● TASK TO COMPLETE: Copy out the whole listing exactly as written, leaving the pictures behind.

- - -

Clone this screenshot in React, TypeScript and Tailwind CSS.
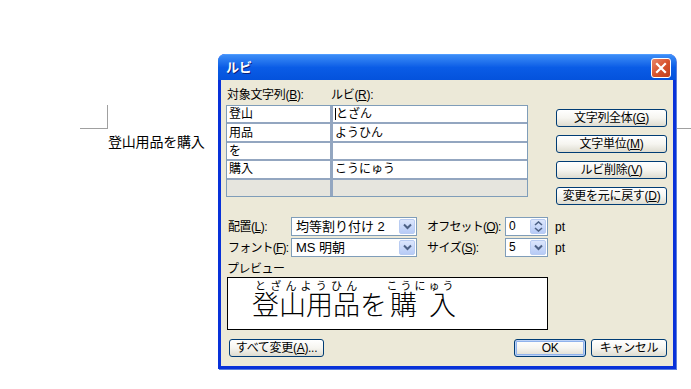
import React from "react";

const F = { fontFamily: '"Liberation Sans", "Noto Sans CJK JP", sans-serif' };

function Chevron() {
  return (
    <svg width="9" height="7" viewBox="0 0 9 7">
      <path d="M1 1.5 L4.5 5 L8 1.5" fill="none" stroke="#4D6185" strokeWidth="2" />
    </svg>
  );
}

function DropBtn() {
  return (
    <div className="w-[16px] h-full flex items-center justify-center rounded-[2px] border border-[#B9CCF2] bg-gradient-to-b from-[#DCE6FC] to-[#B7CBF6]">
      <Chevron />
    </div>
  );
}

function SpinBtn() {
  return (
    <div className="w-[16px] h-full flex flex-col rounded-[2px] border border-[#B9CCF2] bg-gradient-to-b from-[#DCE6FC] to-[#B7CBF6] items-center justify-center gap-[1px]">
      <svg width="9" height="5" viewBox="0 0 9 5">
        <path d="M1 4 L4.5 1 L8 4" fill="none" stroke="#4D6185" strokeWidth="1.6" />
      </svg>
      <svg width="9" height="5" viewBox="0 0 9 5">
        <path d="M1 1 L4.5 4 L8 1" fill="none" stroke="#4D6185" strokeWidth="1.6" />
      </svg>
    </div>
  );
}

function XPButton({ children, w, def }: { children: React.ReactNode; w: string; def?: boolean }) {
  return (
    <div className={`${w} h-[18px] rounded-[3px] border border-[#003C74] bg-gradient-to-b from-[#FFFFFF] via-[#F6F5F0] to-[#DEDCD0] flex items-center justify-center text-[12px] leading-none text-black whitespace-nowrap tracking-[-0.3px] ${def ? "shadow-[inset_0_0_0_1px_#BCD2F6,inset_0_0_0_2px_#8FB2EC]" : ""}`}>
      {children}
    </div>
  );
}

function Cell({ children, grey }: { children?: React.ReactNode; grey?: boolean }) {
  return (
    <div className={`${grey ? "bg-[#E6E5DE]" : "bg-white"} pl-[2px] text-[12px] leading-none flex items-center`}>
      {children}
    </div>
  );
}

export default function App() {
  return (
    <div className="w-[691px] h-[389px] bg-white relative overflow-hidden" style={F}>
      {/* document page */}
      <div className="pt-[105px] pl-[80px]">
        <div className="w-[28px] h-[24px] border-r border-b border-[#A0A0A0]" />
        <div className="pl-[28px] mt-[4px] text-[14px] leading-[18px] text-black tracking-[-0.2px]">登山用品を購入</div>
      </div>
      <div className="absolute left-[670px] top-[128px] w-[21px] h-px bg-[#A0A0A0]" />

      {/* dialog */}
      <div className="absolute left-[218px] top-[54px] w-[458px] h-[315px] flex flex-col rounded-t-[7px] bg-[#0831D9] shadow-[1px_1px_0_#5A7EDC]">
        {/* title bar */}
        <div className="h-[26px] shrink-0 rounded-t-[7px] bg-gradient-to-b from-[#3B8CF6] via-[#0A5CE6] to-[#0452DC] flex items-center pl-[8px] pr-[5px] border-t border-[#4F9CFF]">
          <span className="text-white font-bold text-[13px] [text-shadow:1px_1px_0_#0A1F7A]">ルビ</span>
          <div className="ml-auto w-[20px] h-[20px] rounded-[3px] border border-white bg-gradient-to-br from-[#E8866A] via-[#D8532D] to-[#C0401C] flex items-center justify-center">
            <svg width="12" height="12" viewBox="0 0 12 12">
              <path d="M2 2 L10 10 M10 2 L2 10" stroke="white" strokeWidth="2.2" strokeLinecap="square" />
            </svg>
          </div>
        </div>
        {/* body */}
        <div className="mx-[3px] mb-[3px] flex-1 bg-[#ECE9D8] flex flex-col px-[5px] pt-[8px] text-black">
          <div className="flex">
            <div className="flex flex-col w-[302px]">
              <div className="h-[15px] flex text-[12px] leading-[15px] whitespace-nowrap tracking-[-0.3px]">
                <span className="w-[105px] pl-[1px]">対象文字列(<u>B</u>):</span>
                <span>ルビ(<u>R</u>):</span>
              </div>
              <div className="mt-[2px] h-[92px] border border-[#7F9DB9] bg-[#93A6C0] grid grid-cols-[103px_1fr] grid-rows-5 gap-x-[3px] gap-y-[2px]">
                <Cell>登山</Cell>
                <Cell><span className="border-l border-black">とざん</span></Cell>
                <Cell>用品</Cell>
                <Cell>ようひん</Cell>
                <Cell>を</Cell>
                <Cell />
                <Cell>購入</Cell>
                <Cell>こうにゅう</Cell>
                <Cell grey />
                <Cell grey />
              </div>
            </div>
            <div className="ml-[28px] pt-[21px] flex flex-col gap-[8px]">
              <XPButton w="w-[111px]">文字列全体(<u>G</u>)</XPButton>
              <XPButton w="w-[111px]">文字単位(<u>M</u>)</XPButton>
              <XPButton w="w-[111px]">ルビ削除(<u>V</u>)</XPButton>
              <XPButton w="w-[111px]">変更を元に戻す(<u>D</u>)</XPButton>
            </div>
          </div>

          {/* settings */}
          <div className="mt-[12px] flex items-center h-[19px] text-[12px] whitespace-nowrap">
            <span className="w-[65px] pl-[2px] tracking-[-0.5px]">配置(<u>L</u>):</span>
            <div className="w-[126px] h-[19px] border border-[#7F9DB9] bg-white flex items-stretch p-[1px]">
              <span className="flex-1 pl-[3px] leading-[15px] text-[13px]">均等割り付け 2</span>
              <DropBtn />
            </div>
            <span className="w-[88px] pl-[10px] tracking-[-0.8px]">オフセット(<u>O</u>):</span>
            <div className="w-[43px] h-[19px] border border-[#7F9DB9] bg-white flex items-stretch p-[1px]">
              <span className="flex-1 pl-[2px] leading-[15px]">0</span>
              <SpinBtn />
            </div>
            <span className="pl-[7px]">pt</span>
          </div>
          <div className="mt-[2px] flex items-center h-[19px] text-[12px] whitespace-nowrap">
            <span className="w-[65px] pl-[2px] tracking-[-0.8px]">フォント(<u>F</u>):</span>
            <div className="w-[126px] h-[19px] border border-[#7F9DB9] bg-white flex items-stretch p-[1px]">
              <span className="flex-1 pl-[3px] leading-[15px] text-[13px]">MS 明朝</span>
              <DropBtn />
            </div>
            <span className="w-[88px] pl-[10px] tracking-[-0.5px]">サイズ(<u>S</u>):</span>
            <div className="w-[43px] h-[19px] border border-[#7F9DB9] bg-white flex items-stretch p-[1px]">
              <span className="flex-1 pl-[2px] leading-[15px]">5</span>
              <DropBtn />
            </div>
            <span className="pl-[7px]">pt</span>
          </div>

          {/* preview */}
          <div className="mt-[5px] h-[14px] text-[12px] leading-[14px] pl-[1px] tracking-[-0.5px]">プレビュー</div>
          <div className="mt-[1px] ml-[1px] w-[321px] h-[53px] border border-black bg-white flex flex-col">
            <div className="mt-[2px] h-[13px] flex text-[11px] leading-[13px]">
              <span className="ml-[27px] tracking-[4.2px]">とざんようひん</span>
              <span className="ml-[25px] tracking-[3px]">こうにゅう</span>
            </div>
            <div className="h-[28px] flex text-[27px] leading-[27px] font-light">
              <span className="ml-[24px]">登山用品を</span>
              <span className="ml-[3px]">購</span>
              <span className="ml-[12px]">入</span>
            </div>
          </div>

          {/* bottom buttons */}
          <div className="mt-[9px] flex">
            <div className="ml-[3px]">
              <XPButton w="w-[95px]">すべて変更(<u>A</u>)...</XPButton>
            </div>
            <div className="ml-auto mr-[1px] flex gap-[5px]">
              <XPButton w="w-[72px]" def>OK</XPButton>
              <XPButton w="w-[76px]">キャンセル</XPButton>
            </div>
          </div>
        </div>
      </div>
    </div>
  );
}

- - -

● ANSWER TO THIS PROBLEM:
Clone this screenshot in React, TypeScript and Tailwind CSS.
import React from "react";

const F = { fontFamily: '"Liberation Sans", "Noto Sans CJK JP", sans-serif' };

function Chevron() {
  return (
    <svg width="9" height="7" viewBox="0 0 9 7">
      <path d="M1 1.5 L4.5 5 L8 1.5" fill="none" stroke="#4D6185" strokeWidth="2" />
    </svg>
  );
}

function DropBtn() {
  return (
    <div className="w-[16px] h-full flex items-center justify-center rounded-[2px] border border-[#B9CCF2] bg-gradient-to-b from-[#DCE6FC] to-[#B7CBF6]">
      <Chevron />
    </div>
  );
}

function SpinBtn() {
  return (
    <div className="w-[16px] h-full flex flex-col rounded-[2px] border border-[#B9CCF2] bg-gradient-to-b from-[#DCE6FC] to-[#B7CBF6] items-center justify-center gap-[1px]">
      <svg width="9" height="5" viewBox="0 0 9 5">
        <path d="M1 4 L4.5 1 L8 4" fill="none" stroke="#4D6185" strokeWidth="1.6" />
      </svg>
      <svg width="9" height="5" viewBox="0 0 9 5">
        <path d="M1 1 L4.5 4 L8 1" fill="none" stroke="#4D6185" strokeWidth="1.6" />
      </svg>
    </div>
  );
}

function XPButton({ children, w, def }: { children: React.ReactNode; w: string; def?: boolean }) {
  return (
    <div className={`${w} h-[18px] rounded-[3px] border border-[#003C74] bg-gradient-to-b from-[#FFFFFF] via-[#F6F5F0] to-[#DEDCD0] flex items-center justify-center text-[12px] leading-none text-black whitespace-nowrap tracking-[-0.3px] ${def ? "shadow-[inset_0_0_0_1px_#BCD2F6,inset_0_0_0_2px_#8FB2EC]" : ""}`}>
      {children}
    </div>
  );
}

function Cell({ children, grey }: { children?: React.ReactNode; grey?: boolean }) {
  return (
    <div className={`${grey ? "bg-[#E6E5DE]" : "bg-white"} pl-[2px] text-[12px] leading-none flex items-center`}>
      {children}
    </div>
  );
}

export default function App() {
  return (
    <div className="w-[691px] h-[389px] bg-white relative overflow-hidden" style={F}>
      {/* document page */}
      <div className="pt-[105px] pl-[80px]">
        <div className="w-[28px] h-[24px] border-r border-b border-[#A0A0A0]" />
        <div className="pl-[28px] mt-[4px] text-[14px] leading-[18px] text-black tracking-[-0.2px]">登山用品を購入</div>
      </div>
      <div className="absolute left-[670px] top-[128px] w-[21px] h-px bg-[#A0A0A0]" />

      {/* dialog */}
      <div className="absolute left-[218px] top-[54px] w-[458px] h-[315px] flex flex-col rounded-t-[7px] bg-[#0831D9] shadow-[1px_1px_0_#5A7EDC]">
        {/* title bar */}
        <div className="h-[26px] shrink-0 rounded-t-[7px] bg-gradient-to-b from-[#3B8CF6] via-[#0A5CE6] to-[#0452DC] flex items-center pl-[8px] pr-[5px] border-t border-[#4F9CFF]">
          <span className="text-white font-bold text-[13px] [text-shadow:1px_1px_0_#0A1F7A]">ルビ</span>
          <div className="ml-auto w-[20px] h-[20px] rounded-[3px] border border-white bg-gradient-to-br from-[#E8866A] via-[#D8532D] to-[#C0401C] flex items-center justify-center">
            <svg width="12" height="12" viewBox="0 0 12 12">
              <path d="M2 2 L10 10 M10 2 L2 10" stroke="white" strokeWidth="2.2" strokeLinecap="square" />
            </svg>
          </div>
        </div>
        {/* body */}
        <div className="mx-[3px] mb-[3px] flex-1 bg-[#ECE9D8] flex flex-col px-[5px] pt-[8px] text-black">
          <div className="flex">
            <div className="flex flex-col w-[302px]">
              <div className="h-[15px] flex text-[12px] leading-[15px] whitespace-nowrap tracking-[-0.3px]">
                <span className="w-[105px] pl-[1px]">対象文字列(<u>B</u>):</span>
                <span>ルビ(<u>R</u>):</span>
              </div>
              <div className="mt-[2px] h-[92px] border border-[#7F9DB9] bg-[#93A6C0] grid grid-cols-[103px_1fr] grid-rows-5 gap-x-[3px] gap-y-[2px]">
                <Cell>登山</Cell>
                <Cell><span className="border-l border-black">とざん</span></Cell>
                <Cell>用品</Cell>
                <Cell>ようひん</Cell>
                <Cell>を</Cell>
                <Cell />
                <Cell>購入</Cell>
                <Cell>こうにゅう</Cell>
                <Cell grey />
                <Cell grey />
              </div>
            </div>
            <div className="ml-[28px] pt-[21px] flex flex-col gap-[8px]">
              <XPButton w="w-[111px]">文字列全体(<u>G</u>)</XPButton>
              <XPButton w="w-[111px]">文字単位(<u>M</u>)</XPButton>
              <XPButton w="w-[111px]">ルビ削除(<u>V</u>)</XPButton>
              <XPButton w="w-[111px]">変更を元に戻す(<u>D</u>)</XPButton>
            </div>
          </div>

          {/* settings */}
          <div className="mt-[12px] flex items-center h-[19px] text-[12px] whitespace-nowrap">
            <span className="w-[65px] pl-[2px] tracking-[-0.5px]">配置(<u>L</u>):</span>
            <div className="w-[126px] h-[19px] border border-[#7F9DB9] bg-white flex items-stretch p-[1px]">
              <span className="flex-1 pl-[3px] leading-[15px] text-[13px]">均等割り付け 2</span>
              <DropBtn />
            </div>
            <span className="w-[88px] pl-[10px] tracking-[-0.8px]">オフセット(<u>O</u>):</span>
            <div className="w-[43px] h-[19px] border border-[#7F9DB9] bg-white flex items-stretch p-[1px]">
              <span className="flex-1 pl-[2px] leading-[15px]">0</span>
              <SpinBtn />
            </div>
            <span className="pl-[7px]">pt</span>
          </div>
          <div className="mt-[2px] flex items-center h-[19px] text-[12px] whitespace-nowrap">
            <span className="w-[65px] pl-[2px] tracking-[-0.8px]">フォント(<u>F</u>):</span>
            <div className="w-[126px] h-[19px] border border-[#7F9DB9] bg-white flex items-stretch p-[1px]">
              <span className="flex-1 pl-[3px] leading-[15px] text-[13px]">MS 明朝</span>
              <DropBtn />
            </div>
            <span className="w-[88px] pl-[10px] tracking-[-0.5px]">サイズ(<u>S</u>):</span>
            <div className="w-[43px] h-[19px] border border-[#7F9DB9] bg-white flex items-stretch p-[1px]">
              <span className="flex-1 pl-[2px] leading-[15px]">5</span>
              <DropBtn />
            </div>
            <span className="pl-[7px]">pt</span>
          </div>

          {/* preview */}
          <div className="mt-[5px] h-[14px] text-[12px] leading-[14px] pl-[1px] tracking-[-0.5px]">プレビュー</div>
          <div className="mt-[1px] ml-[1px] w-[321px] h-[53px] border border-black bg-white flex flex-col">
            <div className="mt-[2px] h-[13px] flex text-[11px] leading-[13px]">
              <span className="ml-[27px] tracking-[4.2px]">とざんようひん</span>
              <span className="ml-[25px] tracking-[3px]">こうにゅう</span>
            </div>
            <div className="h-[28px] flex text-[27px] leading-[27px] font-light">
              <span className="ml-[24px]">登山用品を</span>
              <span className="ml-[3px]">購</span>
              <span className="ml-[12px]">入</span>
            </div>
          </div>

          {/* bottom buttons */}
          <div className="mt-[9px] flex">
            <div className="ml-[3px]">
              <XPButton w="w-[95px]">すべて変更(<u>A</u>)...</XPButton>
            </div>
            <div className="ml-auto mr-[1px] flex gap-[5px]">
              <XPButton w="w-[72px]" def>OK</XPButton>
              <XPButton w="w-[76px]">キャンセル</XPButton>
            </div>
          </div>
        </div>
      </div>
    </div>
  );
}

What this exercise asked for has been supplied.